Understanding cybersecurity
Working in cybersecurity is frustrating, particularly if you work in application security or cloud security. Despite all the hard work in trying to secure our systems, we are constantly reminded of our security failings by stories of more data breaches, more cyber attacks such as ransomware, and increasing losses from insecure systems. Why is cybersecurity so hard?
My first answer to that question is: the attackers only need to succeed once, the defenders need to succeed all the time. So when we slip up only once, we create multiple opportunities for hackers to exploit our weaknesses. Phishing is a good example of this. It only takes one person to fall victim to a phishing attack and the whole organisation is compromised.
My second answer to this question is: our systems are very complex, making them very difficult to protect. In addition to the technical complexities of our systems, there are levels of sociocultural complexity too. Individuals and groups come with their own values and ideas of ‘best practices’ that conflict with those of other individuals and groups and with the cultures of the organisation.
A third response to this question is: software development is a relatively new industry. It is volatile creating uncertainty about how to build secure systems while delivering value to customers and remaining profitable. There is a constant stream of new technologies appearing claiming to solve a plethora of security problems that organisations face. Compared to other industries, such as construction, healthcare, and transport, software development is not as mature.
In my opinion, we need to understand what cybersecurity is and what it can learn from more mature industries. Our ideas about what cybersecurity is falls into a very simple notion or protecting confidentiality of data, maintaining data integrity and ensuring data is available only to those who have a legitimate reason to access it when they need to access it. We call this the CIA triad. The apparent simplicity of this acronym obfuscates the complexity required to make our systems secure.

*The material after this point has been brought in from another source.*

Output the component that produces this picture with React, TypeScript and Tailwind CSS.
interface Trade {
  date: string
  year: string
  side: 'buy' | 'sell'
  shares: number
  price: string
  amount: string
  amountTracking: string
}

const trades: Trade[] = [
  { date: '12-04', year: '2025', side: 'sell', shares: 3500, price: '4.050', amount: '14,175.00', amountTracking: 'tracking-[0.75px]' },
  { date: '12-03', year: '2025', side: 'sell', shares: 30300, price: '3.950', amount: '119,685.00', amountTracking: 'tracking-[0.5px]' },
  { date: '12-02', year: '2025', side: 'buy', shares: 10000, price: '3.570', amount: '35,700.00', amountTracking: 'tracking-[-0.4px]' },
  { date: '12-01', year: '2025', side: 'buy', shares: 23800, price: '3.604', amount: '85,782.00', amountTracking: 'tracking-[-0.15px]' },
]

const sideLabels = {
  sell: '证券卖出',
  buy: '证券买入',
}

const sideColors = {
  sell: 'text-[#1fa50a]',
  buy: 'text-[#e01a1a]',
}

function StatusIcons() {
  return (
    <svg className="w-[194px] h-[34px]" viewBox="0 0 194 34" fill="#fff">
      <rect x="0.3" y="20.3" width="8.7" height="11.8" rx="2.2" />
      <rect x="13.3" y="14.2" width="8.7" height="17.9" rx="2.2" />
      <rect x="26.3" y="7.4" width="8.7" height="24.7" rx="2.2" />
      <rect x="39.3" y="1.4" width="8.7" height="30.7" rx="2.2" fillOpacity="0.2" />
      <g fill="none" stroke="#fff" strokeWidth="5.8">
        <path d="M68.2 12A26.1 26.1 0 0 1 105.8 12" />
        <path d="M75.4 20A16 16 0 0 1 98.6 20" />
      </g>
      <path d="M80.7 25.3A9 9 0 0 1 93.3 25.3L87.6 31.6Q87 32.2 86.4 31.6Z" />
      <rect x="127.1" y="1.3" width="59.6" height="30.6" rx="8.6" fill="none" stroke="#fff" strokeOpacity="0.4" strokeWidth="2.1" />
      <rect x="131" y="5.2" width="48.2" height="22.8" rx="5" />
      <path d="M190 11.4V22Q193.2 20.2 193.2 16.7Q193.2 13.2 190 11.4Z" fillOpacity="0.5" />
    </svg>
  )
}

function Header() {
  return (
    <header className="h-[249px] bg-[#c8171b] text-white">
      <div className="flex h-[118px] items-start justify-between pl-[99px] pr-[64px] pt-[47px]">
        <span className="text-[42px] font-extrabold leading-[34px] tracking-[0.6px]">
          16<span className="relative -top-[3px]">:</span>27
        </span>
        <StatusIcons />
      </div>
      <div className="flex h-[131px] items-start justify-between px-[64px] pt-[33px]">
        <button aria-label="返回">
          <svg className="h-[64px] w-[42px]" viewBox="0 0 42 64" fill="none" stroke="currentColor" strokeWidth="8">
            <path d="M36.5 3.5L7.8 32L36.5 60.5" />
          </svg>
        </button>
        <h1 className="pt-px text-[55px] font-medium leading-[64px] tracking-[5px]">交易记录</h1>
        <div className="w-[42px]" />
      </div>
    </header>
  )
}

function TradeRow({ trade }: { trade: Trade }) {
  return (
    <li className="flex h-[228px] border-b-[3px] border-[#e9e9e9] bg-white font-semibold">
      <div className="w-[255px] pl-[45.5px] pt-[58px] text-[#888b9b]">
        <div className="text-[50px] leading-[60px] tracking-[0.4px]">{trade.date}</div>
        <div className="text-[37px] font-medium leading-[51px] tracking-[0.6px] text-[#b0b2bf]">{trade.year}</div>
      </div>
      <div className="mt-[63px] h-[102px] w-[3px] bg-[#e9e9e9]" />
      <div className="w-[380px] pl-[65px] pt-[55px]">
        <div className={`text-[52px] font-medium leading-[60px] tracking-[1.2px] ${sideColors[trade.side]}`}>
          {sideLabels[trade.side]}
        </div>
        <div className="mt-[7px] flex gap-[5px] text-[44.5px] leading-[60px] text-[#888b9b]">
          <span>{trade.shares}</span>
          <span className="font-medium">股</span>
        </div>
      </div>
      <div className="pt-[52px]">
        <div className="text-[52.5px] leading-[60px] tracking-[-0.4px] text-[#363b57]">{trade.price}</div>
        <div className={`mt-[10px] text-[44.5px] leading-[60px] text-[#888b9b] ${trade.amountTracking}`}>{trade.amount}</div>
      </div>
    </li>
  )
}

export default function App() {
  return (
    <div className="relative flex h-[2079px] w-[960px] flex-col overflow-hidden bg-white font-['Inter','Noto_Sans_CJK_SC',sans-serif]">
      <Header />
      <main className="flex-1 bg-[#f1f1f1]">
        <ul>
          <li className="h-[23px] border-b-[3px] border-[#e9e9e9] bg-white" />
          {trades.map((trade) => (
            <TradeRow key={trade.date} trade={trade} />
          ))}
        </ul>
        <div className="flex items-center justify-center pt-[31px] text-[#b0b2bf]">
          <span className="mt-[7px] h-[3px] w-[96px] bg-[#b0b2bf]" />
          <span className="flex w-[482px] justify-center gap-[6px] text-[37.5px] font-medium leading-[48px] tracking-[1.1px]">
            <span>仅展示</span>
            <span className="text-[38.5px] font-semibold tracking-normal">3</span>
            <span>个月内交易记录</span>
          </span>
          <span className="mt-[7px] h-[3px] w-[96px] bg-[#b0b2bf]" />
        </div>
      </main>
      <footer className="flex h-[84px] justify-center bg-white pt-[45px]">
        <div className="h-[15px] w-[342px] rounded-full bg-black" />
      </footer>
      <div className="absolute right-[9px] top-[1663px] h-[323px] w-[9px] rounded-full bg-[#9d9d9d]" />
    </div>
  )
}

For some, security is a component of quality. If we build quality into our systems, we implicitly build security into them. But measuring quality and therefore security is no mean feat. Another way of looking at security is through the lens of safety — we are keeping data ‘safe’ while maintaining a ‘safe’ place within our organisations for data and the people responsible for the ‘welfare’ of the data (such as development and operations engineers, data analysts, and systems users). With this in mind, there’s an argument that cybersecurity should learn from the research that has been carried out over many years into the quality and safety of the products and services that industry provides.
For example, Toyota invested heavily in quality, becoming a learning organisation, not afraid to challenge current traditions of building cars and develop affordable, high quality cars that meet the demands of their customers. Toyota challenged the old paradigm of mass-producing cars in large batches of similar styles as a method for reducing costs. Instead, they focused on quality and variety, requiring new paradigms, new technologies and new standards of safety and compliance to make it happen. Similarly, safety is a priority of many industries including aircraft manufacturing and operation, nuclear power, mining, and space flight. In those industries, critical systems cannot tolerate a reduction in safety compliance or quality.
The research that has gone into quality and safety by academic institutions is immense. Yet there has been very little academic research into cybersecurity by comparison. My own search for academic papers on cybersecurity suggests to me that there needs to be a lot more research into some of the practices we take for granted in cybersecurity. Often, an organisation’s notion of research is based on market research, and quantitative research that seems to validate the necessity of using one particular security practice over another. Vulnerability management becomes a normal way of working — imagine jumping on an airplane for the captain to say “we are waiting for the defect manager to come on board to manage the defects on this aircraft during flight”. But that is what happens with cybersecurity — we expect our customers to accept the risks that we take with their data. When developers discover multiple issues after running an application security scan they normalise the process of accepting that not all of them can be fixed and so their products remain vulnerable. Diane Vaughn termed this ‘normalisation of deviance’ following her research into the Space Shuttle Challenger disaster in which a faulty component was left in place because the fault was acceptable.
So, how can we understand cybersecurity? I posit that we should look at research in other domains of safety and quality to find parallels with the cybersecurity industry. Organisations should encourage and work alongside academic institutions to perform more research into cybersecurity, particularly research that challenges current paradigms, that allow us to advance new ways of working with proven theories. We will never fully understand cybersecurity, in as much we cannot possibly understand quality and safety. There will always be conjecture and theories that challenge or advance current praxis. In my opinion, the cybersecurity industry seems to rely on existing paradigms without truly understanding their efficacy in making organisations more secure. To understand cybersecurity is to challenge this norm.